Boston Public Library Historic Photographs on Flickr

June 19, 2008

Birthplace of John Adams, Quincy, Mass., taken 1929 by Leon Abdalian, originally uploaded by Boston Public Library.

We’ve become spoiled, and a little jaded, perhaps, by great resources like HABS and the New York Public Library’s on-line image collections but there’s a huge amount of newly digitized historic material still being put on the web. Yesterday, the Boston Public Library posted a fabulous collection of historic photographs on Flickr that deserves attention from architectural historians and others. It includes 781 photographs by Leon Abdalian, an Armenian immigrant who photographed sites in and around Boston between the 1910s and early 1950s. It includes a number of wintry landscape views but most images show significant buildings in the region, including the old and new Massachusetts State houses, Faneuil Hall, Richardson’s Trinity Church, and many many others. For anyone interested in the early architecture of eastern Massachusetts, or the colonial revival in New England, they are a marvelous resource.

At the moment, the images are well captioned but not tagged. It would be fantastic to have them geo-tagged, as well, but having them available digitally is a great start.

I’d love to know more about Abdalian himself, and the circumstances of these photographs. His day job was, apparently, driving a trolley but was he paid to make these expensive glass-plate negatives? If he was a hobbyist, shooting what was of interest, how did he choose his subjects? The buildings in the collection include some of the oldest in the Massachusetts Bay area, though he also recorded some sites that seem to have been of greater historical than architectural interest, like Benjamin Franklin’s birthplace.

It’s worth noting, as well, that the photographs in the collection are predominantly of 17th, 18th, and 19th-century buildings. There are very few images of contemporary architecture, which presumably reflects Abdalian’s preferences but perhaps also says something about the building culture of Boston in the first half of the twentieth century. The few early 20th-century buildings in the collection are predominantly Beaux-Arts civic structures. There is also a very nice series of religious buildings, including Old South Church and Temple Israel Synagogue in Boston, and a series of public monuments.

After you’ve looked over the Abdalian images, don’t miss the BPL’s Boston Stereographs collection.


A Blog? Seriously?

April 28, 2008

How can anyone with any claim to scholarship spend time on something as seemingly frivolous and self-absorbed as a blog? To be sure, there is no shortage of dreck on the web but a weblog is no more and no less than a medium for written communication and therefore a useful tool. I have taken up this tool for two reasons, both centered around the utililty of computing for architectural history.

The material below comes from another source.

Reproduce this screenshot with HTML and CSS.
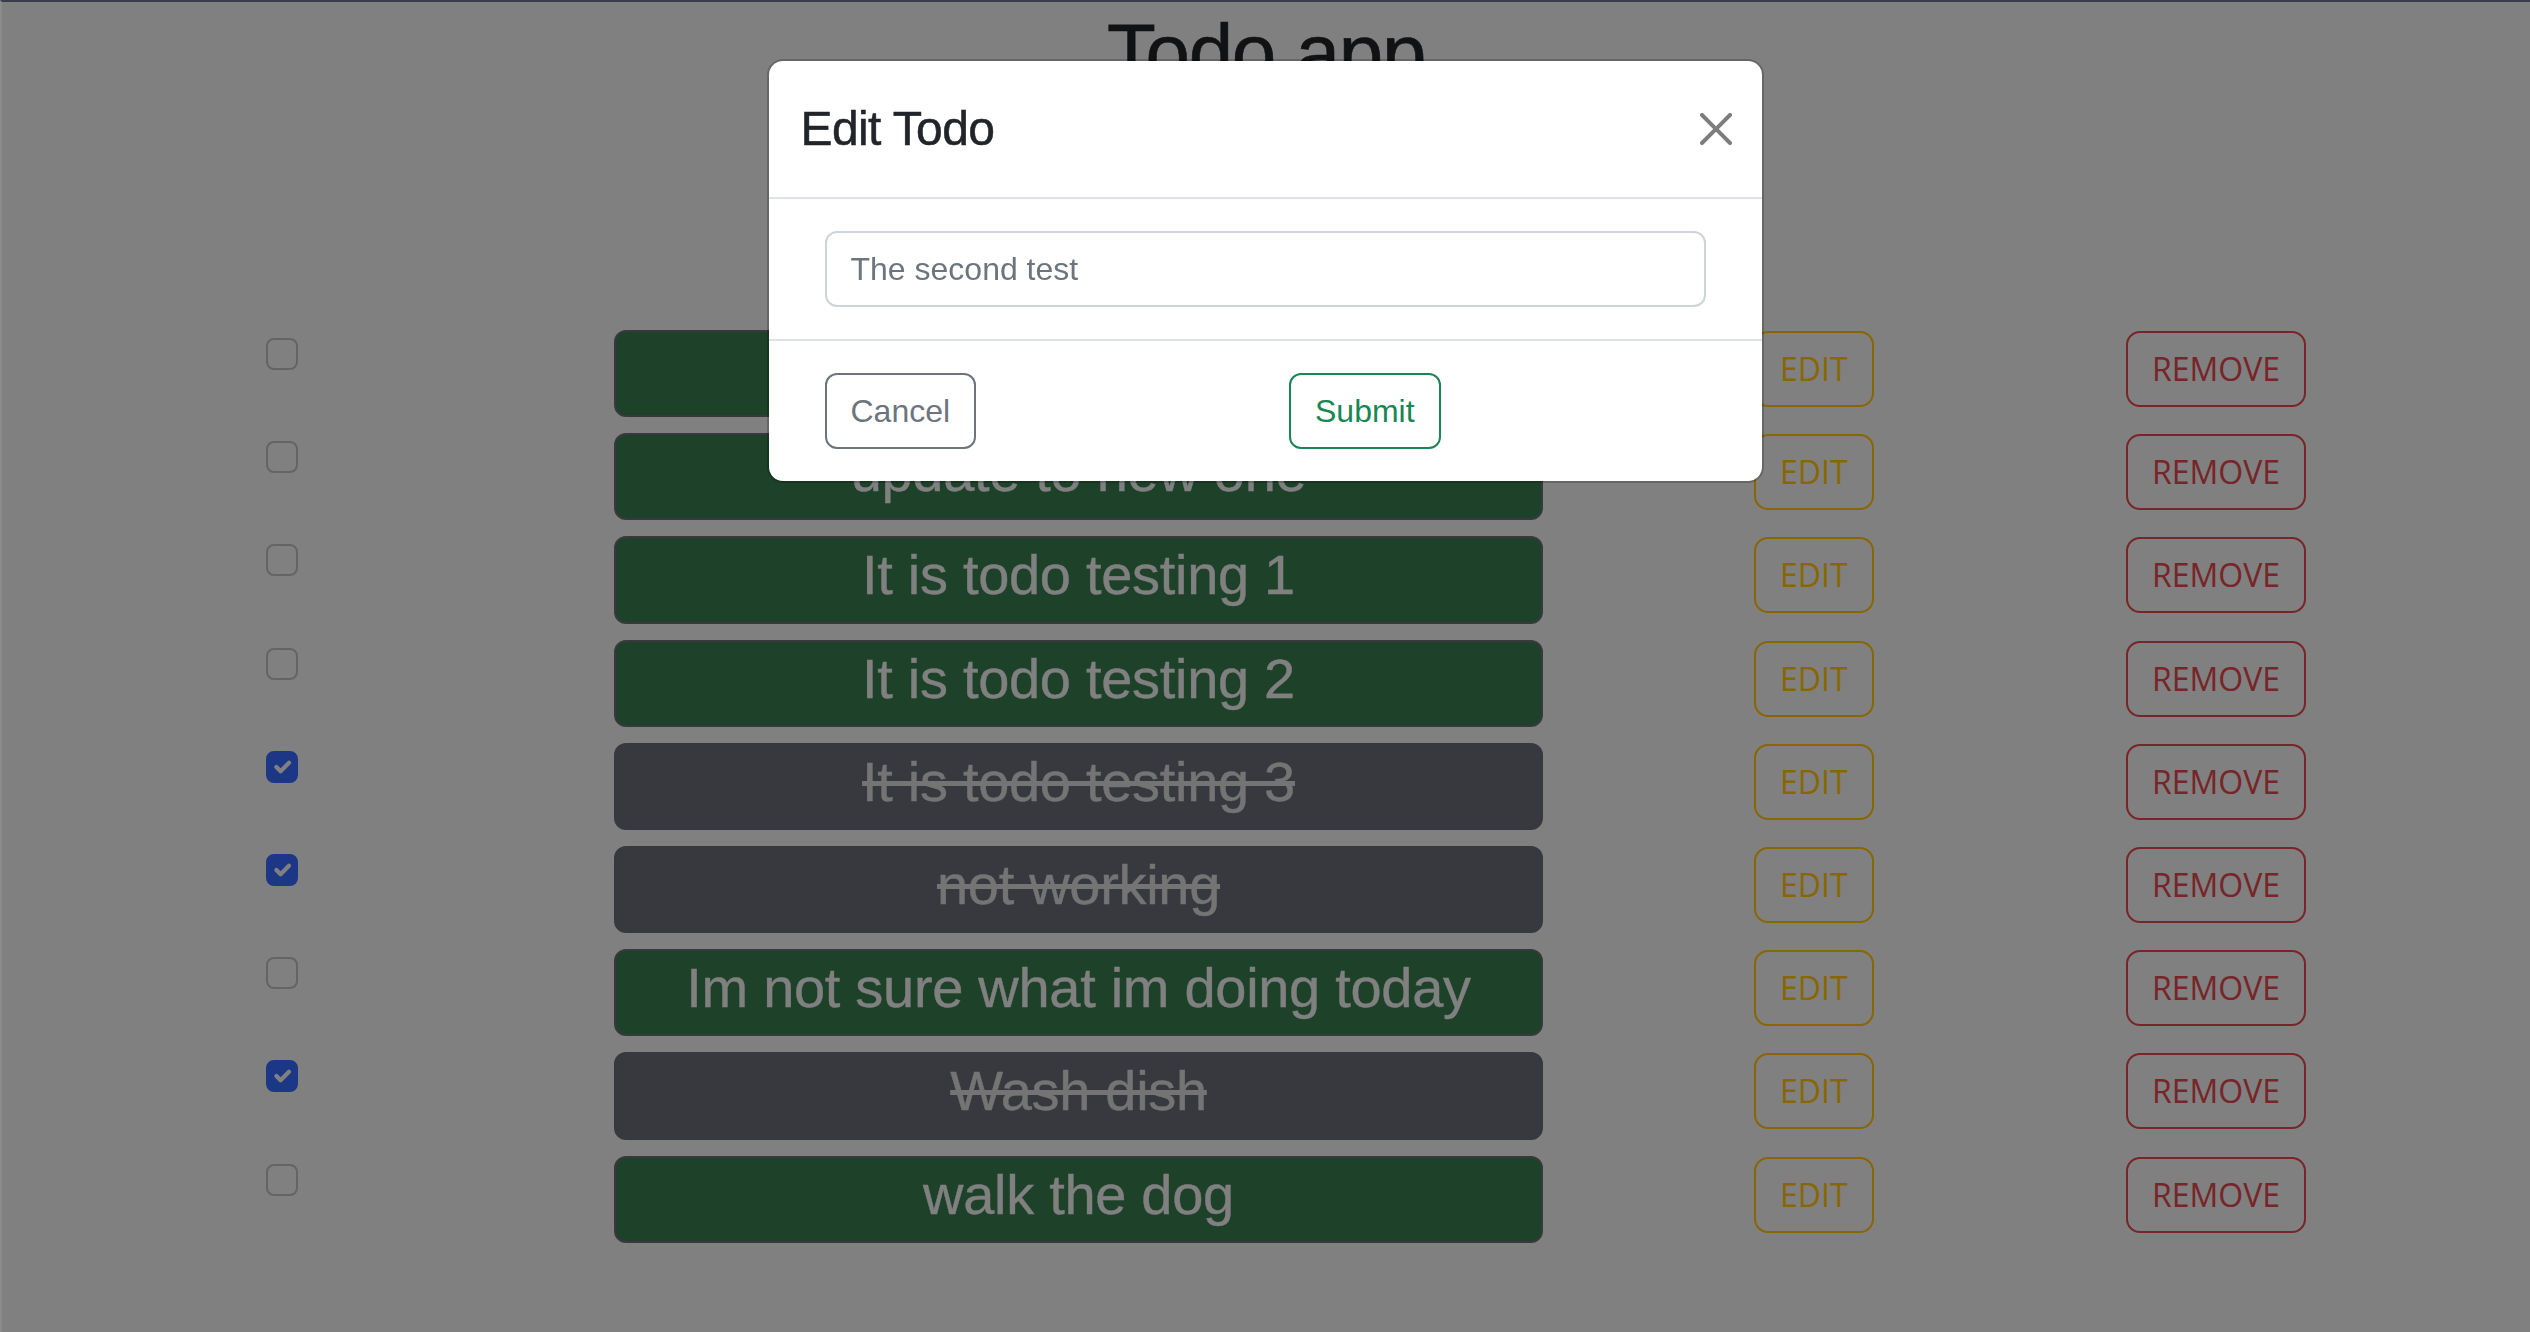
FILE: index.html
```html
<!DOCTYPE html>
<html lang="en">
<head>
<meta charset="utf-8">
<title>Todo app</title>
<link rel="stylesheet" href="styles.css">
</head>
<body>
<div class="app">
  <h1 class="app-title">Todo app</h1>
  <ul class="todo-list">
    <li class="todo-row">
      <span class="check"></span>
      <div class="todo-cell"><div class="todo-bar"><h3 class="todo-text">&nbsp;</h3></div></div>
      <div class="action-cell"><button class="btn btn-edit">EDIT</button></div>
      <div class="action-cell"><button class="btn btn-remove">REMOVE</button></div>
    </li>
    <li class="todo-row">
      <span class="check"></span>
      <div class="todo-cell"><div class="todo-bar"><h3 class="todo-text">update to new one</h3></div></div>
      <div class="action-cell"><button class="btn btn-edit">EDIT</button></div>
      <div class="action-cell"><button class="btn btn-remove">REMOVE</button></div>
    </li>
    <li class="todo-row">
      <span class="check"></span>
      <div class="todo-cell"><div class="todo-bar"><h3 class="todo-text">It is todo testing 1</h3></div></div>
      <div class="action-cell"><button class="btn btn-edit">EDIT</button></div>
      <div class="action-cell"><button class="btn btn-remove">REMOVE</button></div>
    </li>
    <li class="todo-row">
      <span class="check"></span>
      <div class="todo-cell"><div class="todo-bar"><h3 class="todo-text">It is todo testing 2</h3></div></div>
      <div class="action-cell"><button class="btn btn-edit">EDIT</button></div>
      <div class="action-cell"><button class="btn btn-remove">REMOVE</button></div>
    </li>
    <li class="todo-row">
      <span class="check done"><svg viewBox="0 0 20 20"><path d="m6 10 3 3 6-6" fill="none" stroke="#808080" stroke-width="3" stroke-linecap="round" stroke-linejoin="round"/></svg></span>
      <div class="todo-cell"><div class="todo-bar done"><h3 class="todo-text">It is todo testing 3</h3></div></div>
      <div class="action-cell"><button class="btn btn-edit">EDIT</button></div>
      <div class="action-cell"><button class="btn btn-remove">REMOVE</button></div>
    </li>
    <li class="todo-row">
      <span class="check done"><svg viewBox="0 0 20 20"><path d="m6 10 3 3 6-6" fill="none" stroke="#808080" stroke-width="3" stroke-linecap="round" stroke-linejoin="round"/></svg></span>
      <div class="todo-cell"><div class="todo-bar done"><h3 class="todo-text">not working</h3></div></div>
      <div class="action-cell"><button class="btn btn-edit">EDIT</button></div>
      <div class="action-cell"><button class="btn btn-remove">REMOVE</button></div>
    </li>
    <li class="todo-row">
      <span class="check"></span>
      <div class="todo-cell"><div class="todo-bar"><h3 class="todo-text">Im not sure what im doing today</h3></div></div>
      <div class="action-cell"><button class="btn btn-edit">EDIT</button></div>
      <div class="action-cell"><button class="btn btn-remove">REMOVE</button></div>
    </li>
    <li class="todo-row">
      <span class="check done"><svg viewBox="0 0 20 20"><path d="m6 10 3 3 6-6" fill="none" stroke="#808080" stroke-width="3" stroke-linecap="round" stroke-linejoin="round"/></svg></span>
      <div class="todo-cell"><div class="todo-bar done"><h3 class="todo-text">Wash dish</h3></div></div>
      <div class="action-cell"><button class="btn btn-edit">EDIT</button></div>
      <div class="action-cell"><button class="btn btn-remove">REMOVE</button></div>
    </li>
    <li class="todo-row">
      <span class="check"></span>
      <div class="todo-cell"><div class="todo-bar"><h3 class="todo-text">walk the dog</h3></div></div>
      <div class="action-cell"><button class="btn btn-edit">EDIT</button></div>
      <div class="action-cell"><button class="btn btn-remove">REMOVE</button></div>
    </li>
  </ul>
</div>

<div class="modal">
  <div class="modal-dialog">
    <div class="modal-content">
      <div class="modal-header">
        <div class="modal-title">Edit Todo</div>
        <button class="btn-close" aria-label="Close">
          <svg viewBox="0 0 16 16"><path fill="#7d7d7d" d="M.293.293a1 1 0 0 1 1.414 0L8 6.586 14.293.293a1 1 0 1 1 1.414 1.414L9.414 8l6.293 6.293a1 1 0 0 1-1.414 1.414L8 9.414l-6.293 6.293a1 1 0 0 1-1.414-1.414L6.586 8 .293 1.707a1 1 0 0 1 0-1.414z"/></svg>
        </button>
      </div>
      <div class="modal-body">
        <form class="edit-form">
          <input class="form-control" type="text" value="The second test">
        </form>
      </div>
      <div class="modal-footer">
        <div class="footer-col"><button class="btn-cancel" type="button">Cancel</button></div>
        <div class="footer-col"><button class="btn-submit" type="button">Submit</button></div>
      </div>
    </div>
  </div>
</div>
</body>
</html>
```
FILE: styles.css
```css
html, body {
  margin: 0;
  padding: 0;
}

body {
  background: #808080;
  border-top: 2px solid #3a3c4d;
  border-left: 2px solid #8b8b8b;
  min-height: 1332px;
  box-sizing: border-box;
  font-family: "Liberation Sans", Arial, sans-serif;
}

.app-title {
  margin: 3px 0 0;
  text-align: center;
  font-size: 80px;
  line-height: 96px;
  font-weight: 500;
  letter-spacing: -1.4px;
  color: #111214;
  -webkit-text-stroke: 0.6px #111214;
}

.todo-list {
  list-style: none;
  margin: 229px 0 0 264px;
  padding: 0;
  display: flex;
  flex-direction: column;
  gap: 16px;
}

.todo-row {
  display: grid;
  grid-template-columns: 348px 1140px 372px auto;
  align-items: start;
}

.check {
  width: 32px;
  height: 32px;
  margin-top: 8px;
  box-sizing: border-box;
  border: 2px solid #646464;
  border-radius: 8px;
  display: flex;
  align-items: center;
  justify-content: center;
}

.check.done {
  background: #1d3787;
  border-color: #1d3787;
}

.check svg {
  width: 28px;
  height: 28px;
  display: block;
}

.todo-bar {
  width: 929px;
  box-sizing: border-box;
  border: 2px solid #37393e;
  border-radius: 12px;
  background: #1d4229;
  text-align: center;
  padding-top: 3px;
}

.todo-bar.done {
  background: #37393e;
}

.todo-text {
  margin: 0 0 13px;
  font-size: 56px;
  line-height: 1.2;
  font-weight: 500;
  letter-spacing: -0.3px;
  color: #808080;
  -webkit-text-stroke: 0.4px #808080;
}

.todo-bar.done .todo-text {
  text-decoration: line-through;
  color: #747474;
  -webkit-text-stroke: 0.4px #747474;
}

.btn {
  font-family: "Open Sans", sans-serif;
  font-size: 32px;
  line-height: 48px;
  padding: 12px 24px;
  margin-top: 1px;
  border: 2px solid;
  border-radius: 14px;
  background: transparent;
}

.btn-edit {
  color: #886700;
  border-color: #886700;
}

.btn-remove {
  color: #772528;
  border-color: #772528;
}

/* Modal */
.modal {
  position: fixed;
  inset: 0;
}

.modal-dialog {
  width: 997px;
  margin: 59px auto 0;
}

.modal-content {
  background: #fff;
  background-clip: padding-box;
  border: 2px solid rgba(0, 0, 0, 0.2);
  border-radius: 16px;
}

.modal-header {
  display: flex;
  align-items: center;
  padding: 32px;
  border-bottom: 2px solid #dee2e6;
}

.modal-title {
  font-size: 48px;
  line-height: 72px;
  font-weight: 500;
  letter-spacing: -0.6px;
  color: #212529;
  -webkit-text-stroke: 0.5px #212529;
}

.btn-close {
  width: 32px;
  height: 32px;
  padding: 8px;
  box-sizing: content-box;
  border: 0;
  background: none;
  margin: -16px -10px -16px auto;
}

.btn-close svg {
  width: 32px;
  height: 32px;
  display: block;
}

.modal-body {
  padding: 32px;
  border-bottom: 2px solid #dee2e6;
}

.edit-form {
  margin: 0;
  padding: 0 24px;
}

.form-control {
  display: block;
  width: 100%;
  box-sizing: border-box;
  font-family: "Liberation Sans", Arial, sans-serif;
  font-size: 32px;
  line-height: 48px;
  padding: 12px 24px;
  border: 2px solid #ced4da;
  border-radius: 12px;
  color: #6c757d;
  background: #fff;
  outline: none;
}

.modal-footer {
  display: grid;
  grid-template-columns: 1fr 1fr;
  padding: 32px;
}

.footer-col {
  padding: 0 24px;
}

.btn-cancel,
.btn-submit {
  font-family: "Liberation Sans", Arial, sans-serif;
  font-size: 32px;
  line-height: 48px;
  padding: 12px 24px;
  border: 2px solid;
  border-radius: 12px;
  background: #fff;
}

.btn-cancel {
  color: #6c757d;
  border-color: #6c757d;
}

.btn-submit {
  color: #198754;
  border-color: #198754;
}
```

First, there is little understanding evident among my peers about the potential of digital technologies for architectural research. Our friends in history, archaeology, architectural design, literary studies, the social sciences, and even art history have begun to explore digital possibilities for their work with much more enthusiasm. So, I hope, this blog can help shine a little light on what architectual historians have to gain from computers.

Second, I want to explore, through writing, the possibilities of working digitally and the larger implications of rendering buildings in digital form. What is gained or lost in representing architecture in a digital photograph, or a digital model, or a database? What happens to our work as its publication moves from print to digital, and from the library to the web? To help understand these questions, I am beginning to explore the history of architectural representation in writing, drawings, and models to help me place digitization within our particular disciplinary context.

My hope is that short posts on particular digital topics–imaging, CAD drafting, database construction, for example–will, over time, develop as useful web-based reference materials for architectural research. I have posted several notes to email discussion lists on some of these subjects over the last few years, and given advice to friends privately, but this material is not widely available even though experience suggests that it should be.

Finally, I hope that the discipline of writing short public pieces on a regular basis will help me clarify my thinking on architectural representations and motivate me to push my research along. Because I work in a museum, I do not have a regular audience of students for testing ideas but a blog seems a fine venue for semi-baked notions that are not ready for a conference paper or publication. The very qualities that make blogs seem to lack seriousness (they are unvetted, spontaneous, and ephemeral) are the same ones that make them an ideal testing ground for new material.